On January 5, 2009, the Carmel Valley History Center for its museum broke ground and was completed in early 2012. The architects were Marj Ingram and Joseph Hertlein. It opened to the public on December 7, 2013. The  building, designed as a Western barn, is located just north of the Carmel Valley Road on donated land on the southeast corner of the Carmel Valley Village’s Community Center's Park. Two-thirds of the building's space is used to exhibit 150 years of artifacts from Carmel Valley's history. The Carmel Valley Village Improvement Committee purchased and gave the land to the parks and recreation department.

Exhibits at CVHS bring the history of Carmel Valley up-close and personal. They have included the Robles del Rio story, the Joan Baez exhibit, the Ranching exhibit, the Carmel Valley Fire Department exhibit, and more. The Society’s Exhibit Committee supports the curator throughout the development of each exhibit. Exhibits can also go on the road, which have included the Discovery Center at Palo Corona Regional Park and in the gallery at the Carmel Valley Library.

The CVHS's primary goal has been the documenting of oral histories from old timers who knew the valley when farming and ranching were the primary way of life. Audio and video tapes capture insight into historic Carmel Valley life. As many vintage homes and barns were being lost to “progress,” CVHS proceeded to identify and photograph vintage homes and barns connected with Carmel Valley’s early history. CVHS conducts many fund raisers including an annual Rummage Sale, an annual Cowboy Show, and participates in the yearly Carmel Valley Fiesta.

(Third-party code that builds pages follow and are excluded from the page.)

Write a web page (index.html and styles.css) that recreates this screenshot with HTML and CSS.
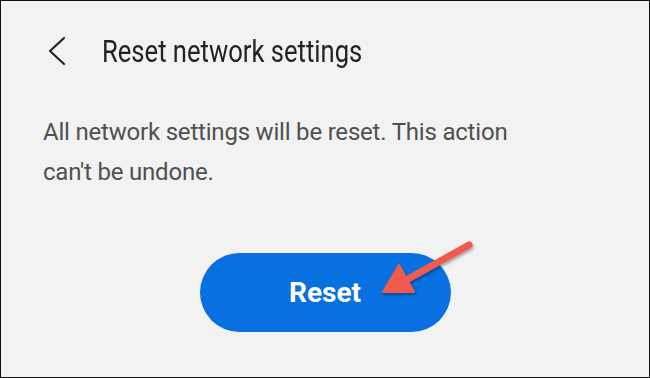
FILE: index.html
```html
<!DOCTYPE html>
<html>
<head>
<meta charset="utf-8">
<link rel="stylesheet" href="styles.css">
</head>
<body>
<div class="screen">
  <header class="bar">
    <svg class="back" width="20" height="30" viewBox="0 0 20 30"><path d="M17 2 L3 15 L17 28" fill="none" stroke="#232323" stroke-width="2.2" stroke-linecap="round" stroke-linejoin="round"/></svg>
    <h1 class="title">Reset network settings</h1>
  </header>
  <p class="msg">All network settings will be reset. This action can't be undone.</p>
  <div class="actions">
    <div class="btnwrap">
      <button class="reset">Reset</button>
      <svg class="arrow" width="110" height="80" viewBox="0 0 110 80">
        <defs><filter id="sh" x="-20%" y="-20%" width="140%" height="140%"><feDropShadow dx="1" dy="2" stdDeviation="1.5" flood-color="#000" flood-opacity="0.35"/></filter></defs>
        <g filter="url(#sh)">
          <line x1="91" y1="12" x2="30" y2="46" stroke="#f25a4d" stroke-width="7" stroke-linecap="round"/>
          <path d="M5 59 L21 32 L36 59 Z" fill="#f25a4d" stroke="#f25a4d" stroke-width="2" stroke-linejoin="round"/>
        </g>
      </svg>
    </div>
  </div>
</div>
</body>
</html>
```
FILE: styles.css
```css
html, body { margin: 0; padding: 0; }
body { width: 650px; height: 378px; overflow: hidden; font-family: Roboto, "Noto Sans", sans-serif; }
.screen {
  box-sizing: border-box;
  width: 650px; height: 378px;
  border: 1px solid #111;
  background: #f2f2f2;
  padding: 0 0 0 42px;
}
.bar { display: flex; align-items: center; height: 100px; }
.back { margin-left: 4px; flex: none; }
.title {
  margin: 0 0 0 35px; font-weight: 400; font-size: 32px; color: #232323;
  white-space: nowrap; transform: scaleX(0.8); transform-origin: left center;
}
.msg { margin: 11px 0 0 0; width: 490px; font-size: 24px; line-height: 40px; color: #505050; letter-spacing: -0.2px; }
.actions { display: flex; justify-content: center; padding-right: 42px; margin-top: 61px; }
.btnwrap { position: relative; }
.reset {
  display: block;
  width: 251px; height: 79px; border: none; border-radius: 40px;
  background: #0870e0; color: #fff; font-family: Roboto, sans-serif; font-weight: 700; font-size: 28px;
}
.arrow { position: absolute; left: 178px; top: -20px; }
```
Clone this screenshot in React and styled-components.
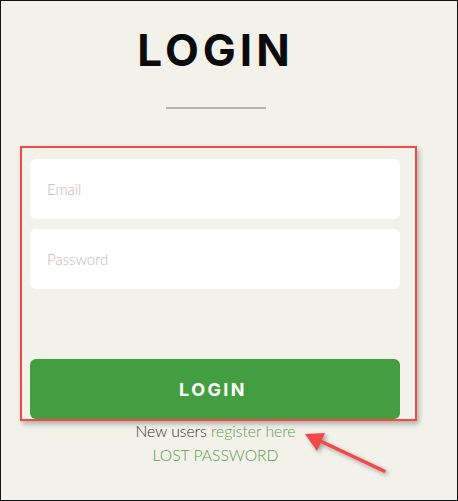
import React from 'react';
import styled, { createGlobalStyle } from 'styled-components';

const GlobalStyle = createGlobalStyle`
  html, body {
    margin: 0;
    padding: 0;
    background: #f2f1ea;
  }
  * {
    box-sizing: border-box;
  }
`;

const Frame = styled.div`
  position: relative;
  width: 458px;
  height: 501px;
  border: 1px solid #111;
  background: #f2f1ea;
  font-family: 'Lato', 'Open Sans', sans-serif;
  overflow: hidden;
`;

const Column = styled.div`
  width: 429px;
`;

const Title = styled.h1`
  margin: 0;
  padding-top: 23px;
  text-align: center;
  font-family: 'Inter', 'Noto Sans', sans-serif;
  font-size: 44px;
  font-weight: 700;
  line-height: 52px;
  letter-spacing: 4px;
  color: #0b0b0b;
`;

const Divider = styled.div`
  width: 100px;
  height: 2px;
  margin: 31px auto 0;
  background: #b5b5b3;
`;

const FormBox = styled.form`
  display: flex;
  flex-direction: column;
  width: 397px;
  margin: 37px 0 0 19px;
  padding: 11px 15px 0 8px;
  border: 2px solid #f24848;
  box-shadow: 2px 3px 5px rgba(0, 0, 0, 0.28);
`;

const Field = styled.input`
  height: 60px;
  width: 100%;
  border: none;
  border-radius: 6px;
  background: #fff;
  padding: 0 17px;
  margin-bottom: 10px;
  font-family: 'Lato', sans-serif;
  font-size: 15px;
  font-weight: 300;
  color: #333;
  outline: none;

  &::placeholder {
    color: #c4b8b6;
  }
`;

const SubmitButton = styled.button`
  height: 60px;
  width: 100%;
  margin-top: 60px;
  border: none;
  border-radius: 6px;
  background: #439e42;
  color: #fff;
  font-family: 'Inter', 'Noto Sans', sans-serif;
  font-size: 18px;
  font-weight: 700;
  letter-spacing: 2.4px;
  padding-left: 2px;
  cursor: pointer;
`;

const Links = styled.div`
  display: flex;
  flex-direction: column;
  align-items: center;
  margin-top: -2px;
  font-size: 15.7px;
  font-weight: 300;
  line-height: 24px;
  color: #333;
`;

const GreenLink = styled.a`
  color: #5b9d55;
  text-decoration: none;
`;

const Arrow = styled.svg`
  position: absolute;
  left: 295px;
  top: 422px;
  filter: drop-shadow(2px 2px 2px rgba(0, 0, 0, 0.35));
`;

export default function App() {
  return (
    <>
      <GlobalStyle />
      <Frame>
        <Column>
          <Title>LOGIN</Title>
          <Divider />
          <FormBox onSubmit={(e) => e.preventDefault()}>
            <Field type="email" placeholder="Email" />
            <Field type="password" placeholder="Password" />
            <SubmitButton type="submit">LOGIN</SubmitButton>
          </FormBox>
          <Links>
            <div>
              New users <GreenLink href="#">register here</GreenLink>
            </div>
            <GreenLink href="#">LOST PASSWORD</GreenLink>
          </Links>
        </Column>
        <Arrow width="100" height="60" viewBox="0 0 100 60">
          <line x1="88" y1="48" x2="20" y2="16" stroke="#f24848" strokeWidth="3.5" strokeLinecap="round" />
          <polygon points="9,11 29,10 21,28" fill="#f24848" />
        </Arrow>
      </Frame>
    </>
  );
}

Founding member and local artist Julia Harvey designed the CVHS's logo. It was then made into a limited-edition buckle design for the 1889-1989 Carmel Valley Centennial by Carmel Valley silversmith Ken Ramoni and was produced in sterling silver by Diablo Manufacturing Co., of Grass Valley, California. In May 1990, Harvey provided a motto for CVHS, Dedicated to the future of our past.

Research library

One of the primary goals of the CVHS is to collect and preserve historical artifacts, documents, and photographs related to the history of Carmel Valley. Over 400 items are stored in a specially designed research library at the Society's headquarters. The research library contains a wealth of information about the family histories, documents, periodicals, photographs, and books on the history of Carmel Valley.

Books on the history of Monterey County and California are included as historical views of events impacting Carmel Valley history. The books and documents are arranged by category and copies can be made for a small fee. CVHS publishes books, and records filmed histories of notable figures who have contributed to the development of Carmel Valley.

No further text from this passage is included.